Une dose de bonne franquette : Le Gastroquet
La cuisine bourgeoise à laquelle nous devons la splendeur mesurée d’un art de vivre à la française, a-t-elle encore un avenir ? Pour le jeune Julien Logereau qui a repris cet établissement créé il y a une vingtaine d’années, cela ne fait aucun doute : « C’est une maison provinciale à Paris. » Sans aucune ride. La cuisine bourgeoise entendait surtout concilier la dépense, le plaisir et la santé ; c’était celle du juste milieu. Aux grands plats de la cuisine opulente, le Gastroquet préfère des préparations plus modestes : les médaillons de foie gras de canard en gelée de pommes au cidre, les bouchées d’escargot en feuilleté, les noix de saint jacques d’Erquy à la fondue de poireaux. En automne toutefois, le lièvre à la royale (35 €) rappelle son origine aristocratique et saucière. Le nouveau propriétaire, il est vrai, neveu de Jacques Cagna, a été à bonne école, comme en témoignent le ris de veau sauce au jasnières, le filet de boeuf à la confiture d’oignons ou le rognon émincé en plat du jour. Quant au cassoulet, c’est le plat fétiche de l’établissement, comme le baba au rhum. Voilà la stratégie de Julien Logereau, à laquelle il ajoute une dose de bonne franquette, une vaisselle sobre, un nappage impeccable et une cave honnête. Une bonne adresse à proximité du parc des Expositions, véritable no man’s land gourmand.
Infos : Menu 25 € (dej.) Carte : 40 / 60 €
Le Gastroquet : 10 Rue Desnouettes, Paris 5e.
Tél. : 01 48 28 60 91.
Fermé dimanche. Parking au 371, rue de Vaugirard.

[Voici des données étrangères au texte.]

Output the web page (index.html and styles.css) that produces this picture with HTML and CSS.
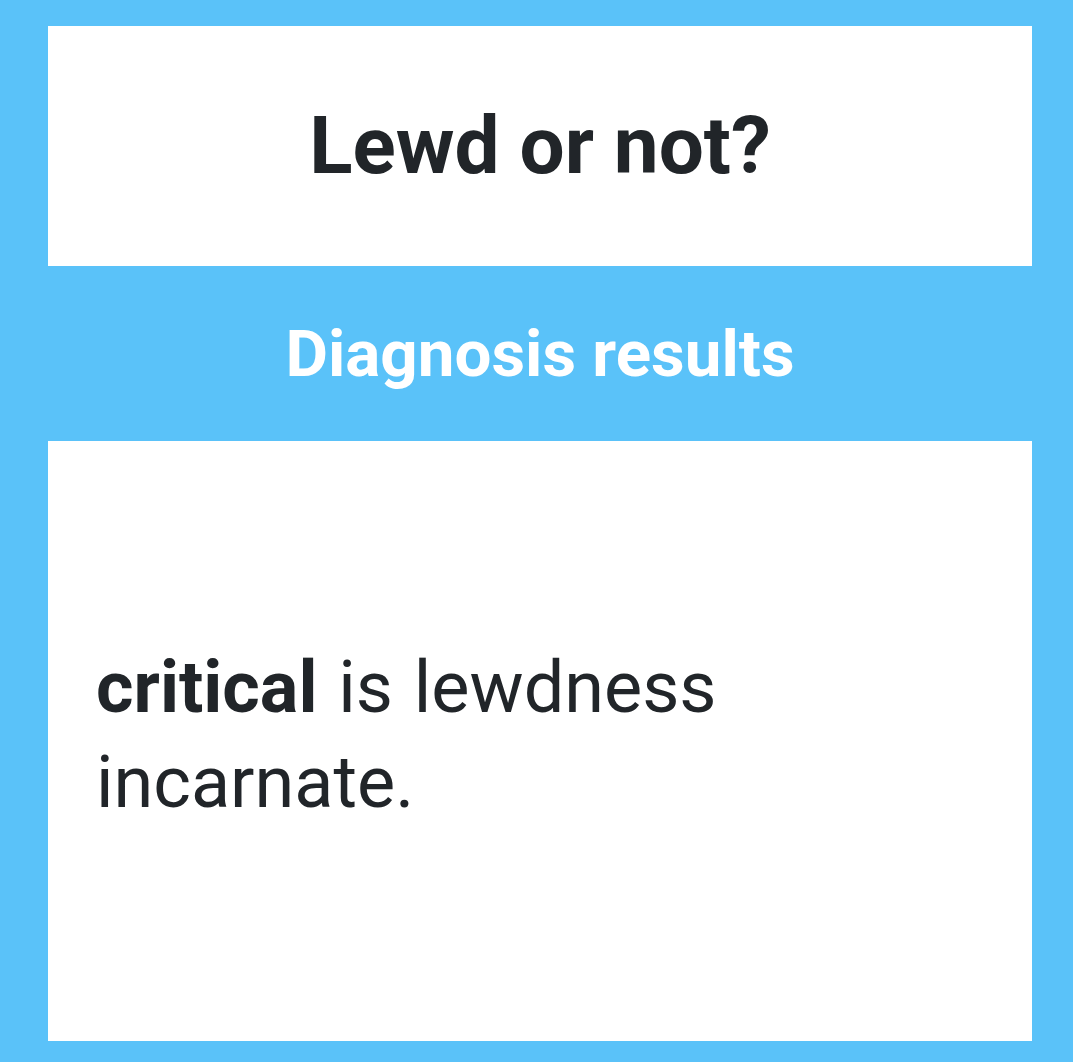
FILE: index.html
```html
<!DOCTYPE html>
<html lang="en">
<head>
  <meta charset="UTF-8" />
  <meta name="viewport" content="width=device-width, initial-scale=1.0" />
  <title>Lewd or not?</title>
  <link rel="stylesheet" href="styles.css">
</head>
<body>
  <div class="container">
    <div class="title-box">
      <h1>Lewd or not?</h1>
    </div>

    <div class="band">
      <h2>Diagnosis results</h2>
    </div>

    <div class="result-box">
      <p class="result"><strong>critical</strong> is lewdness incarnate.</p>
    </div>
  </div>
</body>
</html>
```

FILE: styles.css
```css
body {
  margin: 0;
  background-color: #5ac2f9;
  font-family: Roboto, "Noto Sans", sans-serif;
  color: #212529;
}
.container {
  width: 984px;
  margin-left: 48px;
  padding: 26px 0 21px;
}
.title-box {
  background-color: #fff;
  height: 240px;
  display: flex;
  align-items: center;
  justify-content: center;
}
h1 {
  margin: 0;
  font-size: 80px;
  font-weight: 700;
  line-height: 1;
}
.band {
  height: 175px;
  display: flex;
  align-items: center;
  justify-content: center;
}
h2 {
  margin: 0;
  color: #fff;
  font-size: 65.5px;
  font-weight: 700;
  line-height: 1;
}
.result-box {
  background-color: #fff;
  height: 600px;
  display: flex;
  align-items: center;
  padding: 0 48px 12px;
  box-sizing: border-box;
}
.result {
  margin: 0;
  width: 660px;
  font-size: 72px;
  line-height: 95px;
  font-weight: 400;
  word-spacing: 3px;
}
.result strong {
  font-weight: 700;
}
```
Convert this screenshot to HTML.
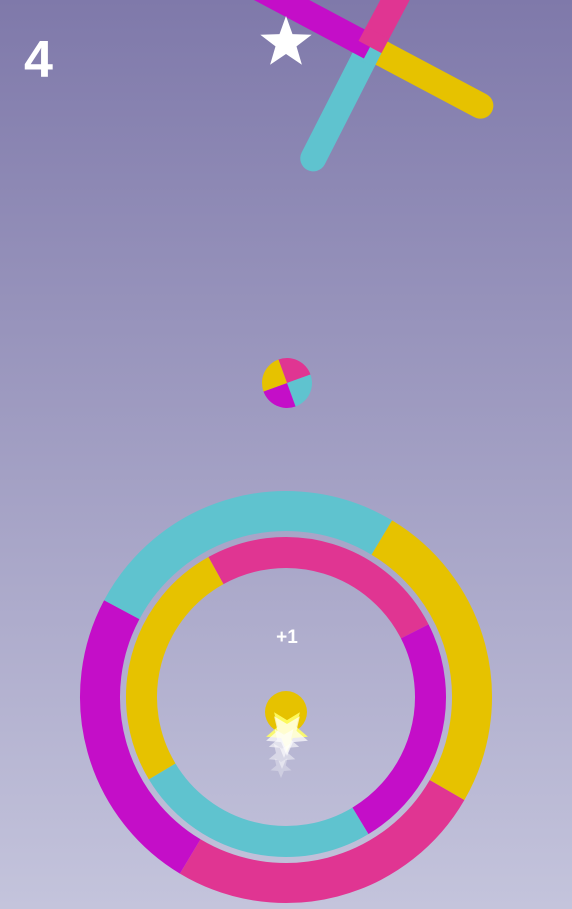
<!DOCTYPE html>
<html><head><meta charset="utf-8"><style>
html,body{margin:0;padding:0;width:572px;height:909px;overflow:hidden}
body{background:linear-gradient(#7f79aa,#c4c4dc)}
svg{position:absolute;left:0;top:0}
</style></head><body>
<svg id="s" width="572" height="909" viewBox="0 0 572 909">
<text x="24" y="77" font-family="Liberation Sans, sans-serif" font-weight="bold" font-size="52" fill="#fff">4</text>
<g id="cross"></g>
<polygon id="star" fill="#fff"/>
<g id="ball"></g>
<g id="rings"></g>
<text x="287" y="643" text-anchor="middle" font-family="Liberation Sans, sans-serif" font-weight="bold" font-size="19" fill="#fff">+1</text>
<circle cx="286" cy="712" r="21" fill="#e6c200"/>
<g id="trail"></g>
</svg>
<script>
var NS="http://www.w3.org/2000/svg";
function el(t,a,p){var e=document.createElementNS(NS,t);for(var k in a)e.setAttribute(k,a[k]);document.getElementById(p).appendChild(e);return e;}
var R=Math.PI/180;
function arc(cx,cy,r,a0,a1,col,w,p){if(a1<a0)a1+=360;var x0=cx+r*Math.cos(a0*R),y0=cy+r*Math.sin(a0*R),x1=cx+r*Math.cos(a1*R),y1=cy+r*Math.sin(a1*R);
el("path",{d:"M"+x0+" "+y0+" A"+r+" "+r+" 0 "+((a1-a0)>180?1:0)+" 1 "+x1+" "+y1,fill:"none",stroke:col,"stroke-width":w},p);}
var Y="#e6c200",C="#5fc3cf",M="#c40ec8",P="#e03592";
arc(286,697,186,30,121,P,40,"rings");arc(286,697,186,121,208,M,40,"rings");arc(286,697,186,208,301,C,40,"rings");arc(286,697,186,301,30,Y,40,"rings");
arc(286,697,144.5,241,333,P,31,"rings");arc(286,697,144.5,333,59,M,31,"rings");arc(286,697,144.5,59,149,C,31,"rings");arc(286,697,144.5,149,241,Y,31,"rings");
function wedge(cx,cy,r,a0,a1,col,p){var x0=cx+r*Math.cos(a0*R),y0=cy+r*Math.sin(a0*R),x1=cx+r*Math.cos(a1*R),y1=cy+r*Math.sin(a1*R);
el("path",{d:"M"+cx+" "+cy+" L"+x0+" "+y0+" A"+r+" "+r+" 0 0 1 "+x1+" "+y1+"Z",fill:col},p);}
wedge(287,383,25,-110,-20,P,"ball");wedge(287,383,25,-20,70,C,"ball");wedge(287,383,25,70,160,M,"ball");wedge(287,383,25,160,250,Y,"ball");
var cx=370,cy=47,arms=[[28,Y],[117,C],[208,M],[298,P]];
arms.forEach(function(a){
var x=cx+125*Math.cos(a[0]*R),y=cy+125*Math.sin(a[0]*R);
el("line",{x1:cx+14*Math.cos(a[0]*R),y1:cy+14*Math.sin(a[0]*R),x2:x,y2:y,stroke:a[1],"stroke-width":26,"stroke-linecap":"round"},"cross");});
arms.forEach(function(a){
var x=cx+16*Math.cos(a[0]*R),y=cy+16*Math.sin(a[0]*R);
el("line",{x1:cx,y1:cy,x2:x,y2:y,stroke:a[1],"stroke-width":26},"cross");});
function starPts(x,y,ro,ri,rot){var s=[];for(var i=0;i<10;i++){var r=i%2?ri:ro,a=(-90+rot+i*36)*R;s.push((x+r*Math.cos(a)).toFixed(1)+","+(y+r*Math.sin(a)).toFixed(1));}return s.join(" ");}
document.getElementById("star").setAttribute("points",starPts(286,43,27,11,0));
[[287,730,22,0.9,"#ffff66"],[284,742,16,0.6,"#fff"],[282,755,14,0.45,"#fff"],[281,767,11,0.3,"#fff"]].forEach(function(t){
el("polygon",{points:starPts(t[0],t[1],t[2],t[2]*0.45,180),fill:t[4],opacity:t[3]},"trail");});
el("polygon",{points:starPts(287,734,22,10,180),fill:"#fff",opacity:0.7},"trail");
</script>
</body></html>
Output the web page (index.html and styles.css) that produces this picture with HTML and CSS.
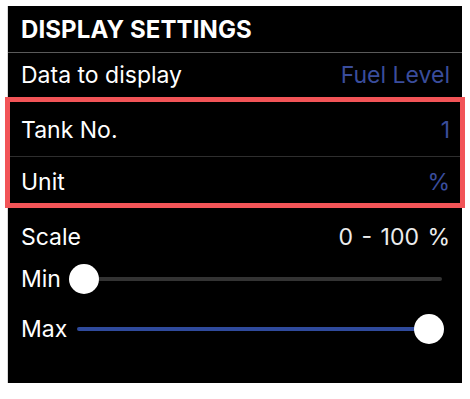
FILE: index.html
```html
<!DOCTYPE html>
<html>
<head>
<meta charset="utf-8">
<link rel="stylesheet" href="styles.css">
</head>
<body>
<div class="panel">
  <div class="header">DISPLAY SETTINGS</div>
  <div class="row row-data"><span class="label">Data to display</span><span class="value">Fuel Level</span></div>
  <div class="highlight">
    <div class="row row-tank"><span class="label">Tank No.</span><span class="value">1</span></div>
    <div class="row row-unit"><span class="label">Unit</span><span class="value">%</span></div>
  </div>
  <div class="row row-scale"><span class="label">Scale</span><span class="scale-value">0 - 100 %</span></div>
  <div class="slider-row slider-min">
    <span class="label">Min</span>
    <div class="slider">
      <div class="track"></div>
      <div class="thumb thumb-left"></div>
    </div>
  </div>
  <div class="slider-row slider-max">
    <span class="label">Max</span>
    <div class="slider">
      <div class="track track-blue"></div>
      <div class="thumb thumb-right"></div>
    </div>
  </div>
</div>
</body>
</html>
```

FILE: styles.css
```css
html, body {
  margin: 0;
  padding: 0;
  background: #ffffff;
}
body {
  font-family: Inter, "Liberation Sans", sans-serif;
  color: #ffffff;
}
.panel {
  width: 454px;
  height: 377px;
  margin: 6px 0 0 8px;
  background: #000000;
  box-sizing: border-box;
  box-shadow: 0 1px 0 #c8c8c8, -1px 0 0 #d8d8d8;
}
.header {
  border-bottom: 1px solid #5a5a5a;
  padding-left: 13px;
  display: flex;
  align-items: center;
  font-weight: 700;
  font-size: 24px;
  letter-spacing: 0.1px;
  padding-top: 1px;
  box-sizing: border-box;
  height: 47px;
}
.row {
  display: flex;
  align-items: center;
  justify-content: space-between;
  font-size: 23px;
  box-sizing: border-box;
}
.label {
  color: #ffffff;
  font-size: 23px;
}
.value {
  color: #3a4d9c;
}
.scale-value {
  color: #ececec;
  word-spacing: 2px;
}
.row-data {
  height: 44px;
  padding: 0 12px 0 13px;
}
.highlight {
  margin: 0 -3px;
  border: 5px solid #f25457;
}
.row-tank {
  height: 55px;
  padding: 2px 10px 0 11px;
  border-bottom: 1px solid #2e2e2e;
}
.row-unit {
  height: 46px;
  padding: 4px 10px 0 11px;
}
.row-scale {
  height: 56px;
  padding: 1px 12px 0 13px;
}
.slider-row {
  display: flex;
  align-items: center;
  height: 30px;
  padding: 0 18px 0 13px;
  gap: 8px;
}
.slider-max {
  margin-top: 20px;
  gap: 10px;
}
.slider {
  position: relative;
  flex: 1;
  height: 30px;
  display: flex;
  align-items: center;
}
.track {
  width: 100%;
  height: 4px;
  border-radius: 2px;
  background: #333333;
}
.slider-min .track {
  margin-right: 2px;
}
.track-blue {
  background: #2f4a9c;
}
.thumb {
  position: absolute;
  top: 0;
  width: 30px;
  height: 30px;
  border-radius: 50%;
  background: #ffffff;
}
.thumb-left {
  left: 0;
}
.thumb-right {
  right: 0;
}
```
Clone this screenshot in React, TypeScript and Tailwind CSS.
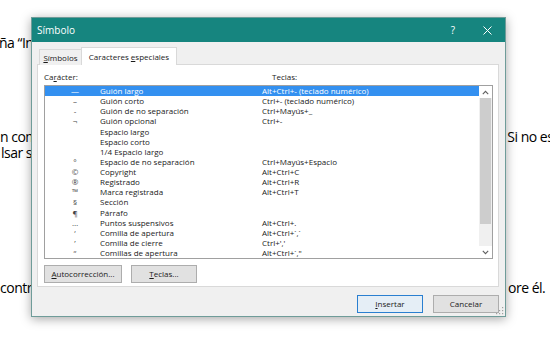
import React from 'react';

const rows: { sym: string; name: string; keys: string }[] = [
    { sym: '—', name: 'Guión largo', keys: 'Alt+Ctrl+- (teclado numérico)' },
    { sym: '–', name: 'Guión corto', keys: 'Ctrl+- (teclado numérico)' },
    { sym: '-', name: 'Guión de no separación', keys: 'Ctrl+Mayús+_' },
    { sym: '¬', name: 'Guión opcional', keys: 'Ctrl+-' },
    { sym: '', name: 'Espacio largo', keys: '' },
    { sym: '', name: 'Espacio corto', keys: '' },
    { sym: '', name: '1/4 Espacio largo', keys: '' },
    { sym: '°', name: 'Espacio de no separación', keys: 'Ctrl+Mayús+Espacio' },
    { sym: '©', name: 'Copyright', keys: 'Alt+Ctrl+C' },
    { sym: '®', name: 'Registrado', keys: 'Alt+Ctrl+R' },
    { sym: '™', name: 'Marca registrada', keys: 'Alt+Ctrl+T' },
    { sym: '§', name: 'Sección', keys: '' },
    { sym: '¶', name: 'Párrafo', keys: '' },
    { sym: '…', name: 'Puntos suspensivos', keys: 'Alt+Ctrl+.' },
    { sym: '‘', name: 'Comilla de apertura', keys: 'Alt+Ctrl+`,`' },
    { sym: '’', name: 'Comilla de cierre', keys: "Ctrl+','" },
    { sym: '“', name: 'Comillas de apertura', keys: 'Alt+Ctrl+`,"' },
];

function Chevron({ up }: { up?: boolean }) {
    return (
        <svg width="7" height="5" viewBox="0 0 7 5" className={up ? '' : 'rotate-180'}>
            <path d="M0.8 4.2 L3.5 1.3 L6.2 4.2" fill="none" stroke="#606060" strokeWidth="1.1" />
        </svg>
    );
}

export default function App() {
    return (
        <div className="relative w-[550px] h-[349px] overflow-hidden bg-white text-black" style={{ fontFamily: '"Open Sans", sans-serif' }}>
            {/* Page text behind the dialog (only the edges show) */}
            <div className="flex flex-col text-[14px] leading-[16px] whitespace-nowrap tracking-[-0.5px]">
                <div className="mt-[35px] -ml-[1px] w-[32px] overflow-hidden">ña “Insertar”</div>
                <div className="mt-[78px] flex">
                    <span className="w-[31px] shrink-0 overflow-hidden">n como</span>
                    <span className="ml-[470px]">. Si no es</span>
                </div>
                <div className="ml-[1px] w-[30px] overflow-hidden">lsar sobre</div>
                <div className="mt-[119px] flex">
                    <span className="w-[31px] shrink-0 overflow-hidden">contrarlo</span>
                    <span className="ml-[477px]">ore él.</span>
                </div>
            </div>

            {/* Dialog */}
            <div className="absolute left-[31px] top-[17px] w-[475px] h-[300px] flex flex-col border border-[#6f9c99] bg-[#f0f0f0] shadow-[0_2px_10px_rgba(0,0,0,0.35)]">
                {/* Title bar */}
                <div className="h-[24px] shrink-0 bg-[#16857f] flex items-center pl-[5px] text-white text-[10px]">
                    <span>Símbolo</span>
                    <span className="ml-auto mr-[28px] text-[10px]">?</span>
                    <svg width="9" height="9" viewBox="0 0 9 9" className="mr-[13px]">
                        <path d="M0.5 0.5 L8.5 8.5 M8.5 0.5 L0.5 8.5" stroke="white" strokeWidth="1" />
                    </svg>
                </div>

                <div className="flex-1 flex flex-col px-[5px] pt-[5px] text-[8px] text-[#1a1a1a]">
                    {/* Tabs */}
                    <div className="flex items-end pl-[2px] -mb-px relative z-10">
                        <div className="h-[16px] w-[43px] flex items-center justify-center border border-b-0 border-[#d9d9d9] bg-[#f0f0f0]">
                            <span><span className="underline">S</span>ímbolos</span>
                        </div>
                        <div className="h-[18px] w-[96px] flex items-center justify-center border border-b-0 border-[#d9d9d9] bg-white -ml-px">
                            <span>Caracteres <span className="underline">e</span>speciales</span>
                        </div>
                    </div>

                    {/* Panel */}
                    <div className="h-[223px] w-[462px] bg-white border border-[#d9d9d9] flex flex-col pl-[6px] pt-[6px]">
                        <div className="flex h-[14px] items-start">
                            <span className="w-[228px]">Ca<span className="underline">r</span>ácter:</span>
                            <span>Teclas:</span>
                        </div>
                        <div className="w-[449px] h-[174px] border border-[#a0a0a0] flex">
                            <div className="flex-1 flex flex-col">
                                {rows.map((r, i) => (
                                    <div
                                        key={r.name}
                                        className={`flex h-[10.2px] items-center leading-[10px] whitespace-nowrap ${i === 0 ? 'bg-[#3390f0] text-white' : ''}`}
                                    >
                                        <span className={`w-[55px] pl-[5px] text-center shrink-0 ${i === 0 ? '' : 'text-[#444]'}`}>{r.sym}</span>
                                        <span className="w-[162px] shrink-0">{r.name}</span>
                                        <span>{r.keys}</span>
                                    </div>
                                ))}
                            </div>
                            {/* Scrollbar */}
                            <div className="w-[13px] shrink-0 bg-[#f0f0f0] flex flex-col">
                                <div className="h-[12px] flex items-center justify-center bg-white">
                                    <Chevron up />
                                </div>
                                <div className="h-[126px] mx-[1px] bg-[#cdcdcd]" />
                                <div className="flex-1" />
                                <div className="h-[12px] flex items-center justify-center bg-white">
                                    <Chevron />
                                </div>
                            </div>
                        </div>
                        <div className="flex gap-[9px] mt-[6px]">
                            <div className="w-[78px] h-[18px] border border-[#adadad] bg-[#e1e1e1] flex items-center justify-center">
                                <span><span className="underline">A</span>utocorrección...</span>
                            </div>
                            <div className="w-[66px] h-[18px] border border-[#adadad] bg-[#e1e1e1] flex items-center justify-center">
                                <span><span className="underline">T</span>eclas...</span>
                            </div>
                        </div>
                    </div>

                    {/* Footer buttons */}
                    <div className="flex justify-end gap-[10px] mt-[8px] pr-[1px]">
                        <div className="w-[66px] h-[18px] border border-[#2a7fd0] bg-[#e5eef6] flex items-center justify-center">
                            <span><span className="underline">I</span>nsertar</span>
                        </div>
                        <div className="w-[66px] h-[18px] border border-[#adadad] bg-[#e1e1e1] flex items-center justify-center">
                            <span>Cancelar</span>
                        </div>
                    </div>
                </div>

                {/* Resize grip */}
                <svg width="9" height="9" viewBox="0 0 9 9" className="absolute right-[1px] bottom-[1px]">
                    {[[7, 1], [7, 4], [4, 4], [7, 7], [4, 7], [1, 7]].map(([x, y]) => (
                        <rect key={`${x}-${y}`} x={x} y={y} width="1.2" height="1.2" fill="#a0a0a0" />
                    ))}
                </svg>
            </div>
        </div>
    );
}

Retour vers le futur : Ledoyen
Yannick Alléno est, depuis juillet dernier, son propre patron chez Ledoyen, une table historique du Carré des Champs Elysées. Ni salarié, ni consultant mais patron, ce qui n’est pas sans risque. D’autant qu’il a l’ambition de relégitimer les sauces, composants de base de la cuisine classique, mais en utilisant les moyens d’aujourd’hui. Constatant un jour qu’un fond de terrine, mi gelée, mi liquide, était bien plus goûteux que la terrine elle-même, Yannick Alléno prit conscience que ce type de saveur ne pouvait seulement résulter d’une réduction par la chaleur. Il s’est alors penché sur les techniques d’extraction (cuisson sous-vide à juste température pendant une durée déterminée puis concentration par le froid) avec le chercheur Bruno Goussault, qui travaille la question depuis longtemps. Alors fenouil, céleri, topinambour, poulet et sole, se sont métamorphosés en véritables philtres, comme au temps de l’alchimiste Paracelse, lequel avait découvert à travers la spagyrie l’art de séparer et de combiner les constituants des corps. Au goût le résultat est féérique, semblable au jeu d’un pianiste virtuose, qui mêle agilité et densité, deux caractéristiques aussi de cette cuisine. Saveur éblouissante d’un pain de brochet servi avec une extraction de champignons et corail de homard, délicatesse des moules de bouchot au jus et extrait de cabillaud, pommes voilées et grains de caviar. Un sort identique est réservé au turbot épais rôti avec son os à moelle – somptueux – comme à la poularde à l’extrait de panais. Service impeccable et cave à l’unisson. Les trois étoiles, déjà, sont plébiscitées par la clientèle.
Infos : Menus : 128 € (déj.) – 295 €.
Ledoyen. Carré des Champs Elysées. 1, avenue Dutuit – Paris 8e.
Tél. : 01-53-05-10-01.
Fermé samedi midi et dimanche. Voiturier.